Details
- Date: 13 February 2010
- Location: Port Harcourt, Rivers State, Nigeria

Statistics
- Deaths: 11
- Injured: 11

= Port Harcourt bus electrocution =

Nigerian bus incident

On 13 February 2010 in Port Harcourt, Rivers State, Nigeria, eleven people were killed when a power cable fell on them.

==Accident==
At approximately 08:00 local time (UTC+1) on 13 February 2010, a road traffic incident in occurred in Port Harcourt, Rivers State, Nigeria, in which eleven people were killed. A 33 kilovolt electric cable snapped, striking two Nissan Urvan buses, and electrocuting many of the occupants. The incident occurred after a severe thunderstorm; the cable was believed to have been brought down by heavy rainfall.

==Casualties==
The majority of the casualties were bus passengers, though several passers-by were also struck. The death toll is eleven; a further eleven having been hospitalised. Ten of the victims died in the incident or its immediate aftermath; the eleventh died in hospital on 14 February.

==Aftermath==
There were conflicting reports on the death toll in the immediate aftermath of the incident. Eyewitnesses reported seeing as many as 40 bodies, and several sources initially put the death toll at 20. The Rivers State government released a statement in which it said that no more than 10 people had been killed, while a police spokesperson announced that 12 others had suffered "severe burns".

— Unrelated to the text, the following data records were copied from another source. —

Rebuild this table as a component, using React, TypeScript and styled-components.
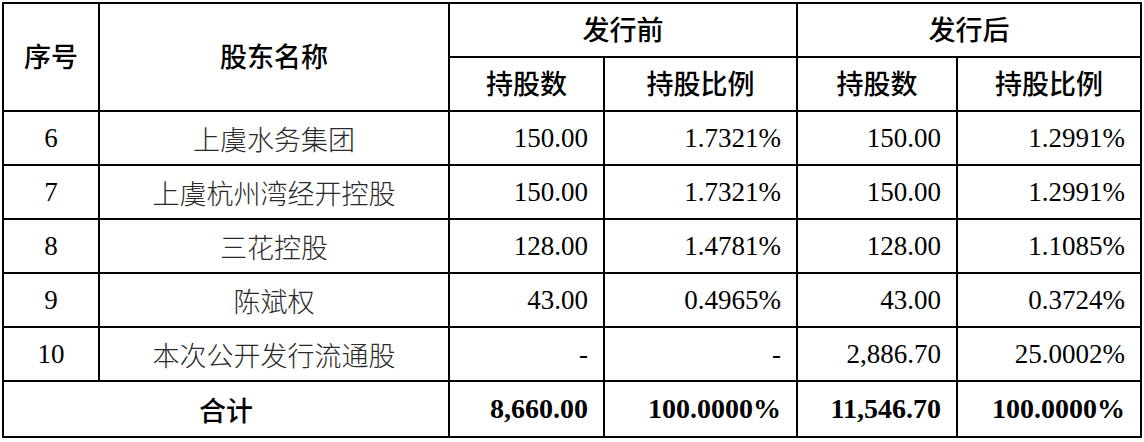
import styled, { createGlobalStyle } from 'styled-components';

const GlobalStyle = createGlobalStyle`
  html, body {
    margin: 0;
    padding: 0;
    background: #ffffff;
  }
  body {
    padding: 2px 0 0 2px;
  }
`;

type Row = {
  no: string;
  name: string;
  beforeShares: string;
  beforeRatio: string;
  afterShares: string;
  afterRatio: string;
};

const rows: Row[] = [
  { no: '6', name: '上虞水务集团', beforeShares: '150.00', beforeRatio: '1.7321%', afterShares: '150.00', afterRatio: '1.2991%' },
  { no: '7', name: '上虞杭州湾经开控股', beforeShares: '150.00', beforeRatio: '1.7321%', afterShares: '150.00', afterRatio: '1.2991%' },
  { no: '8', name: '三花控股', beforeShares: '128.00', beforeRatio: '1.4781%', afterShares: '128.00', afterRatio: '1.1085%' },
  { no: '9', name: '陈斌权', beforeShares: '43.00', beforeRatio: '0.4965%', afterShares: '43.00', afterRatio: '0.3724%' },
  { no: '10', name: '本次公开发行流通股', beforeShares: '-', beforeRatio: '-', afterShares: '2,886.70', afterRatio: '25.0002%' },
];

const Table = styled.table`
  width: 1138px;
  border-collapse: collapse;
  table-layout: fixed;
  color: #000;
`;

const Col = styled.col<{ $w: number }>`
  width: ${({ $w }) => $w}px;
`;

const HeadRow = styled.tr`
  height: 54px;
`;

const BodyRow = styled.tr<{ $h?: number }>`
  height: ${({ $h }) => $h ?? 54}px;
`;

const Th = styled.th`
  border: 2px solid #000;
  padding: 0 0 4px 0;
  text-align: center;
  vertical-align: middle;
  font-family: 'Noto Sans CJK SC', sans-serif;
  font-size: 27px;
  font-weight: 500;
  color: #000;
`;

const Td = styled.td<{ $align?: 'center' | 'right'; $cjk?: boolean; $bold?: boolean }>`
  border: 2px solid #000;
  padding: 0 ${({ $align }) => ($align === 'right' ? '15px' : '0')} 0 0;
  text-align: ${({ $align }) => $align ?? 'center'};
  vertical-align: middle;
  font-family: ${({ $cjk }) =>
    $cjk ? "'Noto Sans CJK SC', sans-serif" : "'Liberation Serif', 'Noto Sans CJK SC', serif"};
  font-size: ${({ $cjk, $bold }) => ($cjk ? '27px' : $bold ? '28px' : '27px')};
  font-weight: ${({ $bold, $cjk }) => ($bold ? ($cjk ? 500 : 700) : $cjk ? 300 : 400)};
  color: ${({ $cjk, $bold }) => ($cjk && !$bold ? '#2a2a2a' : '#000')};
`;

export default function App() {
  return (
    <>
      <GlobalStyle />
      <Table>
        <colgroup>
          <Col $w={96} />
          <Col $w={350} />
          <Col $w={155} />
          <Col $w={193} />
          <Col $w={160} />
          <Col $w={184} />
        </colgroup>
        <thead>
          <HeadRow>
            <Th rowSpan={2}>序号</Th>
            <Th rowSpan={2}>股东名称</Th>
            <Th colSpan={2}>发行前</Th>
            <Th colSpan={2}>发行后</Th>
          </HeadRow>
          <HeadRow>
            <Th>持股数</Th>
            <Th>持股比例</Th>
            <Th>持股数</Th>
            <Th>持股比例</Th>
          </HeadRow>
        </thead>
        <tbody>
          {rows.map((r) => (
            <BodyRow key={r.no}>
              <Td>{r.no}</Td>
              <Td $cjk>{r.name}</Td>
              <Td $align="right">{r.beforeShares}</Td>
              <Td $align="right">{r.beforeRatio}</Td>
              <Td $align="right">{r.afterShares}</Td>
              <Td $align="right">{r.afterRatio}</Td>
            </BodyRow>
          ))}
          <BodyRow $h={56}>
            <Td colSpan={2} $cjk $bold>合计</Td>
            <Td $align="right" $bold>8,660.00</Td>
            <Td $align="right" $bold>100.0000%</Td>
            <Td $align="right" $bold>11,546.70</Td>
            <Td $align="right" $bold>100.0000%</Td>
          </BodyRow>
        </tbody>
      </Table>
    </>
  );
}
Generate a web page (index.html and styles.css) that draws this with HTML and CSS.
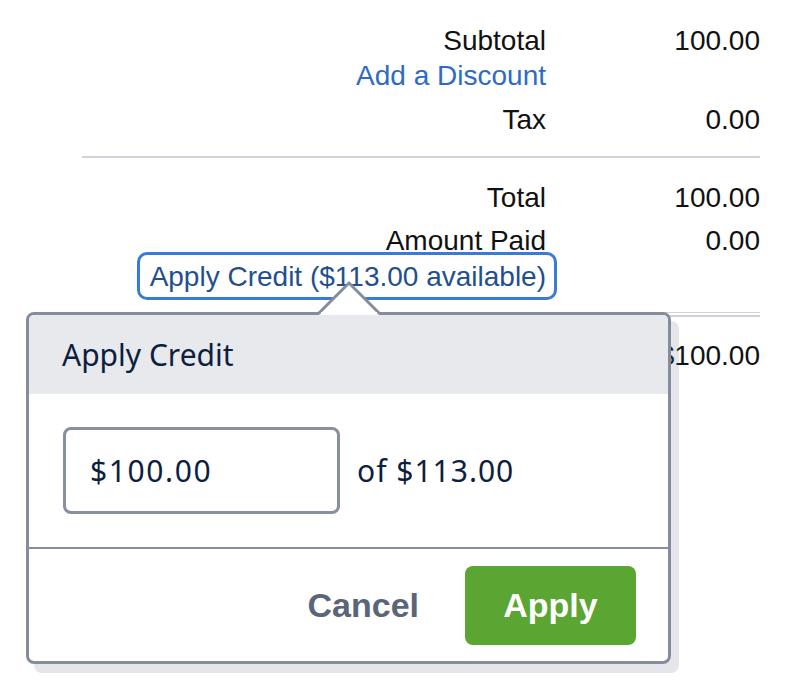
FILE: index.html
```html
<!DOCTYPE html>
<html lang="en">
<head>
<meta charset="utf-8">
<title>Apply Credit</title>
<link rel="stylesheet" href="styles.css">
</head>
<body>
<div class="summary">
  <div class="row r-subtotal"><span class="label">Subtotal</span><span class="value">100.00</span></div>
  <div class="row r-discount"><a class="label link" href="#">Add a Discount</a><span class="value"></span></div>
  <div class="row r-tax"><span class="label">Tax</span><span class="value">0.00</span></div>
  <div class="rule"></div>
  <div class="row r-total"><span class="label">Total</span><span class="value">100.00</span></div>
  <div class="row r-paid"><span class="label">Amount Paid</span><span class="value">0.00</span></div>
  <div class="row r-credit"><button class="credit-btn" type="button">Apply Credit ($113.00 available)</button></div>
  <div class="double-rule"></div>
  <div class="row r-balance"><span class="label">Balance Due</span><span class="value">$100.00</span></div>
</div>

<div class="popover">
  <svg class="caret" width="66" height="36" viewBox="0 0 66 36" aria-hidden="true">
    <polygon points="3,36 33,4 63,36" fill="#ffffff"/>
    <polyline points="3,34 33,4 63,34" fill="none" stroke="#858d9d" stroke-width="3" stroke-linejoin="miter"/>
    <rect x="5" y="33" width="56" height="3" fill="#ffffff"/>
  </svg>
  <div class="pop-head">Apply Credit</div>
  <div class="pop-body">
    <div class="amount-input">$100.00</div>
    <span class="of-total">of $113.00</span>
  </div>
  <div class="pop-foot">
    <button class="btn-cancel" type="button">Cancel</button>
    <button class="btn-apply" type="button">Apply</button>
  </div>
</div>
</body>
</html>
```

FILE: styles.css
```css
html {
  background: #ffffff;
}

html, body {
  margin: 0;
  padding: 0;
}

body {
  font-family: "Liberation Sans", Arial, sans-serif;
  color: #111111;
}

.summary {
  margin-left: 82px;
  width: 678px;
  padding-top: 24px;
}

.row {
  display: grid;
  grid-template-columns: 1fr 214px;
  font-size: 28px;
  line-height: 34px;
}

.label,
.value {
  text-align: right;
}

.link {
  color: #2e6bc6;
  text-decoration: none;
}

.r-discount { margin-top: 1px; }
.r-tax { margin-top: 10px; }

.rule {
  margin-top: 19px;
  height: 2px;
  background: #cfd2d8;
}

.r-total { margin-top: 23px; }
.r-paid { margin-top: 9px; }

.r-credit {
  margin-top: -6px;
}

.credit-btn {
  justify-self: end;
  margin-right: -11px;
  box-sizing: border-box;
  height: 48px;
  padding: 2px 8px 0 10px;
  border: 3px solid #3a7bd6;
  border-radius: 10px;
  background: transparent;
  font-family: "Liberation Sans", Arial, sans-serif;
  font-size: 28px;
  line-height: 40px;
  color: #1f4f8f;
  white-space: nowrap;
}

.double-rule {
  margin-top: 12px;
  height: 2px;
  border-top: 1px solid #cfd2d8;
  border-bottom: 2px solid #cfd2d8;
}

.r-balance { margin-top: 22px; }

/* Popover overlay */
.popover {
  position: absolute;
  left: 26px;
  top: 312px;
  width: 645px;
  height: 352px;
  box-sizing: border-box;
  border: 3px solid #858d9d;
  border-radius: 8px;
  background: #ffffff;
  box-shadow: 8px 9px 0 rgba(120, 128, 150, 0.2);
  display: flex;
  flex-direction: column;
  font-family: "Noto Sans", "Open Sans", sans-serif;
  color: #0e1e3f;
}

.caret {
  position: absolute;
  left: 287px;
  top: -36px;
  display: block;
}

.pop-head {
  height: 79px;
  background: #e8e9ed;
  border-radius: 5px 5px 0 0;
  display: flex;
  align-items: center;
  padding-left: 33px;
  font-size: 30px;
}

.pop-body {
  display: flex;
  align-items: center;
  padding: 33px 0 33px 34px;
  border-bottom: 2px solid #878fa0;
}

.amount-input {
  box-sizing: border-box;
  width: 277px;
  height: 87px;
  border: 3px solid #878fa0;
  border-radius: 8px;
  display: flex;
  align-items: center;
  padding-left: 24px;
  font-size: 30px;
  letter-spacing: 1.6px;
}

.of-total {
  margin-left: 17px;
  font-size: 30px;
  letter-spacing: 1px;
}

.pop-foot {
  flex: 1;
  display: flex;
  align-items: center;
  justify-content: flex-end;
  padding-right: 32px;
}

.btn-cancel {
  border: none;
  background: transparent;
  padding: 0;
  margin-right: 46px;
  font-family: "Liberation Sans", Arial, sans-serif;
  font-weight: bold;
  font-size: 34px;
  color: #5a6579;
}

.btn-apply {
  width: 171px;
  height: 79px;
  border: none;
  border-radius: 8px;
  background: #5ba532;
  color: #ffffff;
  font-family: "Liberation Sans", Arial, sans-serif;
  font-weight: bold;
  font-size: 34px;
  padding: 0;
}
```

The state government has ordered a report from the Power Holding Company of Nigeria about why the cable was still live when it broke. The state governor released a statement which stated: "We sympathise with the families of those involved in the tragedy. We pray God to grant the souls of the departed rest and to consolation [sic] to their families. While we are not apportioning blame, we want to say that the tragedy could have been averted if the PHCN had maintained the affected facility."